Touching on the latest Petronas Activity Outlook 2023-2025, it said the report suggests that upstream activities will remain robust in 2023.
“We see more upward revisions for activities in 2023, but more downward tweaks to 2024 projections, due to an overflow of uncompleted jobs this year into 2023, with Petronas remaining fairly prudent in its spending in the longer run. [There will be] greater emphasis on the energy transition, as Gentari is taking a greater role with ambitious targets being outlined,” it said.
Overall, the research house maintained an "overweight" call on the sector. RHB’s top picks are Dayang Enterprise Holdings Bhd (target price or TP: RM1.28), Yinson Holdings Bhd (RM3.28) and Bumi Armada Bhd (61 sen), with a "buy" call on all three counters.
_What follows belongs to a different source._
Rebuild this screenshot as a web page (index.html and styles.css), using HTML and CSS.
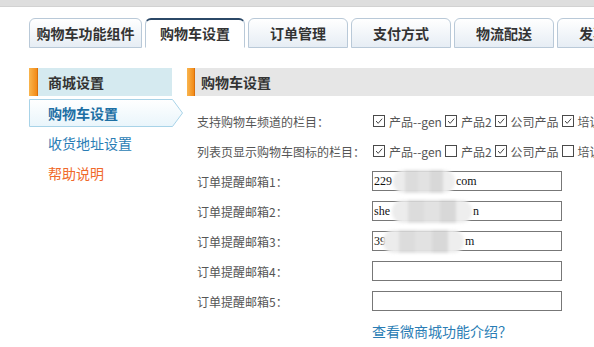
FILE: index.html
```html
<!DOCTYPE html>
<html lang="zh-CN">
<head>
    <meta charset="UTF-8">
    <title>购物车设置</title>
    <link rel="stylesheet" href="styles.css">
</head>
<body>

    <div class="topbar"></div>

    <!-- Tabs -->
    <div class="tabs">
        <div class="tab tab-wide">购物车功能组件</div>
        <div class="tab active">购物车设置</div>
        <div class="tab">订单管理</div>
        <div class="tab">支付方式</div>
        <div class="tab">物流配送</div>
        <div class="tab">发票设置</div>
    </div>

    <div class="main">
        <!-- Left menu -->
        <div class="side">
            <div class="side-head"><span class="bar"></span>商城设置</div>
            <div class="side-item current">
                <svg class="item-shape" viewBox="0 0 154 28" preserveAspectRatio="none">
                    <defs>
                        <linearGradient id="itemBg" x1="0" y1="0" x2="0" y2="1">
                            <stop offset="0" stop-color="#ffffff"/>
                            <stop offset="1" stop-color="#e9f5fb"/>
                        </linearGradient>
                    </defs>
                    <polygon points="0.5,0.5 143.5,0.5 153.5,14 143.5,27.5 0.5,27.5" fill="url(#itemBg)" stroke="#a8d3e8" stroke-width="1"/>
                </svg>
                <span class="item-text">购物车设置</span>
            </div>
            <div class="side-item"><span class="item-text link-blue">收货地址设置</span></div>
            <div class="side-item"><span class="item-text link-orange">帮助说明</span></div>
        </div>

        <!-- Content -->
        <div class="content">
            <div class="content-head"><span class="bar"></span>购物车设置</div>

            <div class="form">
                <div class="row">
                    <div class="label">支持购物车频道的栏目：</div>
                    <div class="checks">
                        <span class="box on"><svg viewBox="0 0 12 12"><path d="M2.5 6 L5 8.8 L9.8 3.2" /></svg></span><span class="ck-text">产品--gen</span>
                        <span class="box on"><svg viewBox="0 0 12 12"><path d="M2.5 6 L5 8.8 L9.8 3.2" /></svg></span><span class="ck-text">产品2</span>
                        <span class="box on"><svg viewBox="0 0 12 12"><path d="M2.5 6 L5 8.8 L9.8 3.2" /></svg></span><span class="ck-text">公司产品</span>
                        <span class="box on"><svg viewBox="0 0 12 12"><path d="M2.5 6 L5 8.8 L9.8 3.2" /></svg></span><span class="ck-text">培训课程</span>
                    </div>
                </div>
                <div class="row">
                    <div class="label">列表页显示购物车图标的栏目：</div>
                    <div class="checks">
                        <span class="box on"><svg viewBox="0 0 12 12"><path d="M2.5 6 L5 8.8 L9.8 3.2" /></svg></span><span class="ck-text">产品--gen</span>
                        <span class="box"></span><span class="ck-text">产品2</span>
                        <span class="box on"><svg viewBox="0 0 12 12"><path d="M2.5 6 L5 8.8 L9.8 3.2" /></svg></span><span class="ck-text">公司产品</span>
                        <span class="box"></span><span class="ck-text">培训课程</span>
                    </div>
                </div>
                <div class="row">
                    <div class="label">订单提醒邮箱1：</div>
                    <div class="field">229<span class="gap g1"></span>com<span class="blur b1"></span></div>
                </div>
                <div class="row">
                    <div class="label">订单提醒邮箱2：</div>
                    <div class="field">she<span class="gap g2"></span>n<span class="blur b2"></span></div>
                </div>
                <div class="row">
                    <div class="label">订单提醒邮箱3：</div>
                    <div class="field">39<span class="gap g3"></span>m<span class="blur b3"></span></div>
                </div>
                <div class="row">
                    <div class="label">订单提醒邮箱4：</div>
                    <div class="field"></div>
                </div>
                <div class="row">
                    <div class="label">订单提醒邮箱5：</div>
                    <div class="field"></div>
                </div>
                <div class="row">
                    <div class="label"></div>
                    <a class="more" href="#">查看微商城功能介绍？</a>
                </div>
            </div>
        </div>
    </div>

</body>
</html>
```

FILE: styles.css
```css
:root {
    --tab-border: #b9c9d8;
    --label-color: #555555;
    --blue: #2a7db5;
    --orange: #f0692a;
}

body {
    margin: 0;
    width: 594px;
    height: 347px;
    overflow: hidden;
    background: #ffffff;
    font-family: "Microsoft YaHei", "Noto Sans CJK SC", sans-serif;
    color: #333333;
}

.topbar {
    height: 6px;
    background: #dedede;
    border-bottom: 1px solid #d2d2d2;
}

/* Tabs */
.tabs {
    display: flex;
    gap: 3px;
    padding: 11px 0 0 29px;
    height: 30px;
    white-space: nowrap;
}

.tab {
    flex: none;
    box-sizing: border-box;
    width: 100px;
    height: 30px;
    border: 1px solid var(--tab-border);
    border-radius: 6px 6px 0 0;
    background: linear-gradient(#ffffff, #e6edf4);
    font-size: 14px;
    font-weight: bold;
    line-height: 28px;
    text-align: center;
}

.tab-wide {
    width: 113px;
}

.tab.active {
    background: #ffffff;
    border-top: 2px solid #2b4867;
    border-bottom-color: #ffffff;
    line-height: 27px;
}

/* Main area */
.main {
    display: flex;
    margin-top: 20px;
    padding-left: 29px;
}

.side {
    flex: none;
    width: 143px;
}

.bar {
    flex: none;
    box-sizing: border-box;
    width: 9px;
    height: 100%;
    background: linear-gradient(to right, #f9b54e, #f28a17);
    border-right: 1px solid #d9700c;
}

.side-head {
    display: flex;
    align-items: center;
    height: 28px;
    background: #d5eaf0;
    font-size: 14px;
    font-weight: bold;
}

.side-head .bar {
    margin-right: 10px;
}

.side-item {
    position: relative;
    display: flex;
    align-items: center;
    height: 28px;
    margin-top: 2px;
    font-size: 14px;
}

.side-head + .side-item {
    margin-top: 3px;
}

.item-shape {
    position: absolute;
    left: 0;
    top: 0;
    width: 154px;
    height: 28px;
}

.item-text {
    position: relative;
    padding-left: 19px;
}

.current .item-text {
    color: #1d6fa4;
    font-weight: bold;
}

.link-blue {
    color: var(--blue);
}

.link-orange {
    color: var(--orange);
}

.content {
    flex: none;
    width: 420px;
    margin-left: 15px;
}

.content-head {
    display: flex;
    align-items: center;
    height: 28px;
    background: #e6e6e6;
    font-size: 14px;
    font-weight: bold;
}

.content-head .bar {
    width: 8px;
    margin-right: 6px;
}

/* Form */
.form {
    padding: 10px 0 0 10px;
}

.row {
    display: flex;
    align-items: center;
    height: 30px;
    white-space: nowrap;
}

.label {
    flex: none;
    width: 175px;
    font-size: 12px;
    color: var(--label-color);
}

.checks {
    display: flex;
    align-items: center;
    font-size: 12px;
    color: var(--label-color);
}

.box {
    flex: none;
    box-sizing: border-box;
    width: 12px;
    height: 12px;
    border: 1px solid #4a4a4a;
    background: #ffffff;
    margin: 0 4px 0 3px;
}

.checks .box:first-child {
    margin-left: 1px;
}

.box svg {
    display: block;
    width: 10px;
    height: 10px;
}

.box path {
    fill: none;
    stroke: #333333;
    stroke-width: 1.1;
}

.field {
    position: relative;
    flex: none;
    box-sizing: border-box;
    width: 190px;
    height: 20px;
    border: 1px solid #777777;
    padding-left: 1px;
    font-family: "Liberation Serif", serif;
    font-size: 12px;
    line-height: 18px;
    color: #111111;
}

.gap {
    display: inline-block;
}

.g1 { width: 64px; }
.g2 { width: 83px; }
.g3 { width: 79px; }

/* pixelated privacy blur over the addresses */
.blur {
    position: absolute;
    top: -2px;
    height: 23px;
    border-radius: 11px;
    background: linear-gradient(to right, #ececec 0 20%, #dcdcdc 20% 40%, #e2e2e2 40% 60%, #d8d8d8 60% 80%, #eeeeee 80% 100%);
    filter: blur(1.5px);
}

.b1 { left: 20px; width: 62px; }
.b2 { left: 19px; width: 80px; }
.b3 { left: 10px; width: 81px; }

.more {
    font-size: 14px;
    color: var(--blue);
    text-decoration: none;
}
```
“On the other hand, what caught us by surprise was a sharp reduction in well decommissioning projections that may not bode well for Uzma Bhd.
“That said, one possible explanation could be that Petronas is looking to extend the life of wells in order to leverage current high oil prices. This may eventually benefit Uzma, as the company also focuses on brownfield rejuvenation,” said RHB.
On the Brent crude oil price, RHB kept its projections at US$90 per barrel in 2023, and US$80 in 2024 and 2025.
At the time of writing, Bursa Malaysia’s Energy Index had ticked up 0.08% to 783.85. Brent crude oil, meanwhile, had gained 16 sen or 0.2% to US$80.15 per barrel.